Dans son jugement du 6 décembre 2022, le tribunal correctionnel de Fontainebleau rejette les arguments en défense développés par le mis en cause en prenant soin de préciser qu’: « il résulte de ces éléments, qu’il est établi que M. Y. est à l’origine de la création de la page Facebook et à ce titre dispose de tous les éléments utiles à sa gestion et notamment les publications qui y figurent. Par conséquent, il y a lieu de le considérer comme directeur de publication. ».

Pour rappel, les articles 93-2 et 93-3 de la loi du 29 juillet 1992 sur la communication audiovisuelle posent que le responsable des infractions commises par un service de communication au public par voie électronique est le directeur de la publication, qui est défini comme la personne physique qui fournit le service.

Par ailleurs, il est désormais de jurisprudence constante que : « le titulaire d’un compte Facebook en est en conséquence le directeur de la publication »[2].

Il est donc logique que les poursuites pour diffamation publiques aient été retenues à l’encontre du titulaire, le tribunal relevant que les propos imputables à ce dernier démontrent son intention de nuire et sont de nature à porter atteinte à la considération du maire.

Le tribunal condamne ainsi le mis en cause au paiement d’une amende de 500 euros, mais aussi au versement de la somme de 400 euros en réparation du préjudice moral subi par la partie civile ainsi qu’au paiement de la somme de 1500 euros au titre des sommes engagées par la partie civile, conformément à l’article 475-1 du code de procédure pénale.

Ce qu’il faut retenir

  • le délit de diffamation est réprimé par l’article 29, §1 de la loi du 29 juillet 1881[3].
  • La procédure dite « cell verified » permet l’identification du titulaire du compte par la confirmation d’un code reçu par texto sur son du numéro de mobile afin de finaliser la création d’un compte.
  • L’utilisateur « cell verified » ouvrant un compte sur un réseau social aura la qualité de directeur de publication des délits de presse commis sur les pages de leur compte et verra sa responsabilité engagée dans les conditions de l’article 93-3 de la loi du 29 juillet 1982 sur la communication audiovisuelle.

 

Nos recommandations

  • Il est primordial de sécuriser ses identifiants sur les réseaux sociaux, la responsabilité éditoriale pèse sur le titulaire du compte qui sera présumé responsable aussi bien de ses publications personnelles que de tous les commentaires postés sur son compte, sous réserve de l’article 93-3, al. 4 de la loi du 29 juillet 1982 précisant que sa responsabilité n’est pas engagée s’il : “n’avait pas effectivement connaissance du message avant sa mise en ligne ou si, dès le moment où il en a eu connaissance, il a agi promptement pour retirer ce message“.
  • Cela est valable tant pour les particuliers que pour les professionnels personnes morales, le dirigeant personne physique de la personne morale est considéré comme le directeur de publication des propos qui pourraient être tenus sur les différents sites et réseaux sociaux de communication de la personne morale
  • Dès lors, il est fondamental garder la maitriser sa communication sur les réseaux sociaux, y compris et surtout en situation de crise (badbuzz, limitation de l’effet Streisand, etc).

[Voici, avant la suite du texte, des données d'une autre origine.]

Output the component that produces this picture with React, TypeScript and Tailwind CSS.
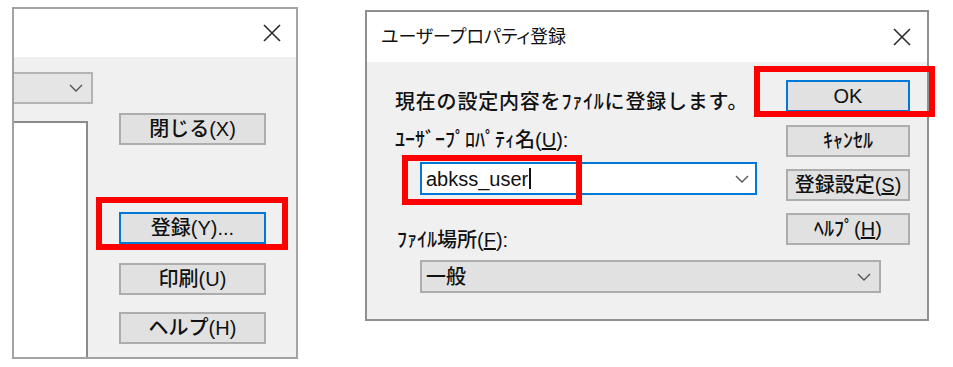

 Jérôme Dalmont, avocat collaborateur et Karim Amrar, élève avocat |ITLAW Avocats

 

 Besoin d’aide pour maitriser votre communication et protéger votre e-réputation sur les réseaux sociaux ?

Le Cabinet ITLAW Avocats, fort de son expertise depuis plus de 25 ans en matière de nouvelles technologies, de protection des données personnelles et du droit de la presse est à votre disposition pour répondre à vos questions et trouver les solutions adaptées à votre contexte et vos besoins.

ITLAW Avocats mobilise ses talents et son expertise en matière de protection des données personnelles,  de projets informatiques complexes, de contrats, d’innovation et de propriété intellectuelle  ainsi que sa connaissance de l’écosystème IT et son expertise en matière de négociation pour vous accompagner dans la sécurisation de vos projets complexes.

 

[1] V. Cass. Crim., 17 mars 2015, n°13-87.922

[2] Voir pour une application récente, TGI de Pau, Ch. Correctionnelle, 12 nov. 2018

[3] L’article 29 de la loi du 29 juillet 1881 réprime : « Toute allégation ou imputation d’un fait qui porte atteinte à l’honneur ou à la considération de la personne ou du corps auquel le fait est imputé est une diffamation. La publication directe ou par voie de reproduction de cette allégation ou de cette imputation est punissable, même si elle semble faite sous forme dubitative ou si elle vise une personne ou un corps non expressément nommé, mais dont l’identification est rendue possible par les termes des discours, cris, menaces, écrits ou imprimés, placards ou affiches incriminés ».